## [Dataset extract]
>>
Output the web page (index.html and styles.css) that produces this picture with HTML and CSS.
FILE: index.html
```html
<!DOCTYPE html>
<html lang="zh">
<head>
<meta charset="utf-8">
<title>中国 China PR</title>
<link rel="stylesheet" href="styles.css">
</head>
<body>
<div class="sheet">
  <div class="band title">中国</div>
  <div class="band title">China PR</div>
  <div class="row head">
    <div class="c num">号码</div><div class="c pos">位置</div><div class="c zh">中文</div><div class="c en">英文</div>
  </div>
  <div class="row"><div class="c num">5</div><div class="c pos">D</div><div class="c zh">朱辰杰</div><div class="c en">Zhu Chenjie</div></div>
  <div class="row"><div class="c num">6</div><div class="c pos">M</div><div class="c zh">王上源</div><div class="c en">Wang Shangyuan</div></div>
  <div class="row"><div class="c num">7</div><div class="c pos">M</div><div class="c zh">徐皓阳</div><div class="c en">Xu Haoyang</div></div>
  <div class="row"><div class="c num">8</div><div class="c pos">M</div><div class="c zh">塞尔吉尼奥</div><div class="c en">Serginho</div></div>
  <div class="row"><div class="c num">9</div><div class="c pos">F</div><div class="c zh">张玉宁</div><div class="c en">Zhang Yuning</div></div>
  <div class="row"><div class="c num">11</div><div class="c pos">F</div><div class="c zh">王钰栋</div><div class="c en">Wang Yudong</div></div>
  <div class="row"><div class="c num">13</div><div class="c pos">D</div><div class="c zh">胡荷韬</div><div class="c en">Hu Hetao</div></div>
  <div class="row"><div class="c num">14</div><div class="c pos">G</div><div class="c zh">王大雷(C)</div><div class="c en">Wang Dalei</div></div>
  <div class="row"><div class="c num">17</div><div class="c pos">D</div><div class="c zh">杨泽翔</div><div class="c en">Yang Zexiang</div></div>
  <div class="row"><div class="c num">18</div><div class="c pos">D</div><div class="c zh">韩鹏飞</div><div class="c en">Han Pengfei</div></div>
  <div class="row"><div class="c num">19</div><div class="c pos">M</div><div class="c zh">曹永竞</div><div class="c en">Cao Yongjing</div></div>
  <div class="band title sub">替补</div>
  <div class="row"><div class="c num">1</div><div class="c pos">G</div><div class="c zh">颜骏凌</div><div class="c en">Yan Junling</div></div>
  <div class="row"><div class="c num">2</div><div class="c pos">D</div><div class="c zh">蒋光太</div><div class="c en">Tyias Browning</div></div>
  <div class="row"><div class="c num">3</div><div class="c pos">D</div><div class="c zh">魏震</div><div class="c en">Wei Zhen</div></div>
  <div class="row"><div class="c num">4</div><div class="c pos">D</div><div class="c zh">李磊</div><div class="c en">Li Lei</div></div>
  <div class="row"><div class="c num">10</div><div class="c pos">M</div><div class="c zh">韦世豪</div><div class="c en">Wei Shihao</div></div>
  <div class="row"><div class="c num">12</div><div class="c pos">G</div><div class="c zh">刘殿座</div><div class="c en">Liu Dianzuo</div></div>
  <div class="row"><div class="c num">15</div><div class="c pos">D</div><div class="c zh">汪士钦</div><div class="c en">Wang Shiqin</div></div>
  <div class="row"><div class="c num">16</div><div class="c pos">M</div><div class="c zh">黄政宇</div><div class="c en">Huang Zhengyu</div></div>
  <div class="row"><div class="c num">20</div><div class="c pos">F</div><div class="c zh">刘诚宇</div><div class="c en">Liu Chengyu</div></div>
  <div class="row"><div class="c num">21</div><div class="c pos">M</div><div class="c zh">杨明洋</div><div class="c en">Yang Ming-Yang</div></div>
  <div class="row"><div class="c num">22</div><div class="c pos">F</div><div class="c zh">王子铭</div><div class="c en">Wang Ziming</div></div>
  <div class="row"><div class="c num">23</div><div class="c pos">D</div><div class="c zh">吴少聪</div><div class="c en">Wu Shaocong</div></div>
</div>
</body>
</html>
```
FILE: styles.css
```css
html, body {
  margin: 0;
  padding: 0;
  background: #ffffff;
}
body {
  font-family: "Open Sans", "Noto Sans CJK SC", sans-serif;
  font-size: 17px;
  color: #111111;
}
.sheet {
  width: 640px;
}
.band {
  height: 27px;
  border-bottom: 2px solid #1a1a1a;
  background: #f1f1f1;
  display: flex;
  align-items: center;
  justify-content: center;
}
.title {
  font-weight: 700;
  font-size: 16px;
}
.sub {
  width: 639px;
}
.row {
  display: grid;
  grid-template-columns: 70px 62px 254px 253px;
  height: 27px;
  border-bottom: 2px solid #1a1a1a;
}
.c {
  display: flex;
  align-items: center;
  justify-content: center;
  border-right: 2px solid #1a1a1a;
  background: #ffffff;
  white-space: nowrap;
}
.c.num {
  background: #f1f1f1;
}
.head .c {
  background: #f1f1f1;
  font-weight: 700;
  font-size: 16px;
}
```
<<
## [Task statement]
Output the whole listing above again, word for word.

## [The reply]
Output the web page (index.html and styles.css) that produces this picture with HTML and CSS.
FILE: index.html
```html
<!DOCTYPE html>
<html lang="zh">
<head>
<meta charset="utf-8">
<title>中国 China PR</title>
<link rel="stylesheet" href="styles.css">
</head>
<body>
<div class="sheet">
  <div class="band title">中国</div>
  <div class="band title">China PR</div>
  <div class="row head">
    <div class="c num">号码</div><div class="c pos">位置</div><div class="c zh">中文</div><div class="c en">英文</div>
  </div>
  <div class="row"><div class="c num">5</div><div class="c pos">D</div><div class="c zh">朱辰杰</div><div class="c en">Zhu Chenjie</div></div>
  <div class="row"><div class="c num">6</div><div class="c pos">M</div><div class="c zh">王上源</div><div class="c en">Wang Shangyuan</div></div>
  <div class="row"><div class="c num">7</div><div class="c pos">M</div><div class="c zh">徐皓阳</div><div class="c en">Xu Haoyang</div></div>
  <div class="row"><div class="c num">8</div><div class="c pos">M</div><div class="c zh">塞尔吉尼奥</div><div class="c en">Serginho</div></div>
  <div class="row"><div class="c num">9</div><div class="c pos">F</div><div class="c zh">张玉宁</div><div class="c en">Zhang Yuning</div></div>
  <div class="row"><div class="c num">11</div><div class="c pos">F</div><div class="c zh">王钰栋</div><div class="c en">Wang Yudong</div></div>
  <div class="row"><div class="c num">13</div><div class="c pos">D</div><div class="c zh">胡荷韬</div><div class="c en">Hu Hetao</div></div>
  <div class="row"><div class="c num">14</div><div class="c pos">G</div><div class="c zh">王大雷(C)</div><div class="c en">Wang Dalei</div></div>
  <div class="row"><div class="c num">17</div><div class="c pos">D</div><div class="c zh">杨泽翔</div><div class="c en">Yang Zexiang</div></div>
  <div class="row"><div class="c num">18</div><div class="c pos">D</div><div class="c zh">韩鹏飞</div><div class="c en">Han Pengfei</div></div>
  <div class="row"><div class="c num">19</div><div class="c pos">M</div><div class="c zh">曹永竞</div><div class="c en">Cao Yongjing</div></div>
  <div class="band title sub">替补</div>
  <div class="row"><div class="c num">1</div><div class="c pos">G</div><div class="c zh">颜骏凌</div><div class="c en">Yan Junling</div></div>
  <div class="row"><div class="c num">2</div><div class="c pos">D</div><div class="c zh">蒋光太</div><div class="c en">Tyias Browning</div></div>
  <div class="row"><div class="c num">3</div><div class="c pos">D</div><div class="c zh">魏震</div><div class="c en">Wei Zhen</div></div>
  <div class="row"><div class="c num">4</div><div class="c pos">D</div><div class="c zh">李磊</div><div class="c en">Li Lei</div></div>
  <div class="row"><div class="c num">10</div><div class="c pos">M</div><div class="c zh">韦世豪</div><div class="c en">Wei Shihao</div></div>
  <div class="row"><div class="c num">12</div><div class="c pos">G</div><div class="c zh">刘殿座</div><div class="c en">Liu Dianzuo</div></div>
  <div class="row"><div class="c num">15</div><div class="c pos">D</div><div class="c zh">汪士钦</div><div class="c en">Wang Shiqin</div></div>
  <div class="row"><div class="c num">16</div><div class="c pos">M</div><div class="c zh">黄政宇</div><div class="c en">Huang Zhengyu</div></div>
  <div class="row"><div class="c num">20</div><div class="c pos">F</div><div class="c zh">刘诚宇</div><div class="c en">Liu Chengyu</div></div>
  <div class="row"><div class="c num">21</div><div class="c pos">M</div><div class="c zh">杨明洋</div><div class="c en">Yang Ming-Yang</div></div>
  <div class="row"><div class="c num">22</div><div class="c pos">F</div><div class="c zh">王子铭</div><div class="c en">Wang Ziming</div></div>
  <div class="row"><div class="c num">23</div><div class="c pos">D</div><div class="c zh">吴少聪</div><div class="c en">Wu Shaocong</div></div>
</div>
</body>
</html>
```
FILE: styles.css
```css
html, body {
  margin: 0;
  padding: 0;
  background: #ffffff;
}
body {
  font-family: "Open Sans", "Noto Sans CJK SC", sans-serif;
  font-size: 17px;
  color: #111111;
}
.sheet {
  width: 640px;
}
.band {
  height: 27px;
  border-bottom: 2px solid #1a1a1a;
  background: #f1f1f1;
  display: flex;
  align-items: center;
  justify-content: center;
}
.title {
  font-weight: 700;
  font-size: 16px;
}
.sub {
  width: 639px;
}
.row {
  display: grid;
  grid-template-columns: 70px 62px 254px 253px;
  height: 27px;
  border-bottom: 2px solid #1a1a1a;
}
.c {
  display: flex;
  align-items: center;
  justify-content: center;
  border-right: 2px solid #1a1a1a;
  background: #ffffff;
  white-space: nowrap;
}
.c.num {
  background: #f1f1f1;
}
.head .c {
  background: #f1f1f1;
  font-weight: 700;
  font-size: 16px;
}
```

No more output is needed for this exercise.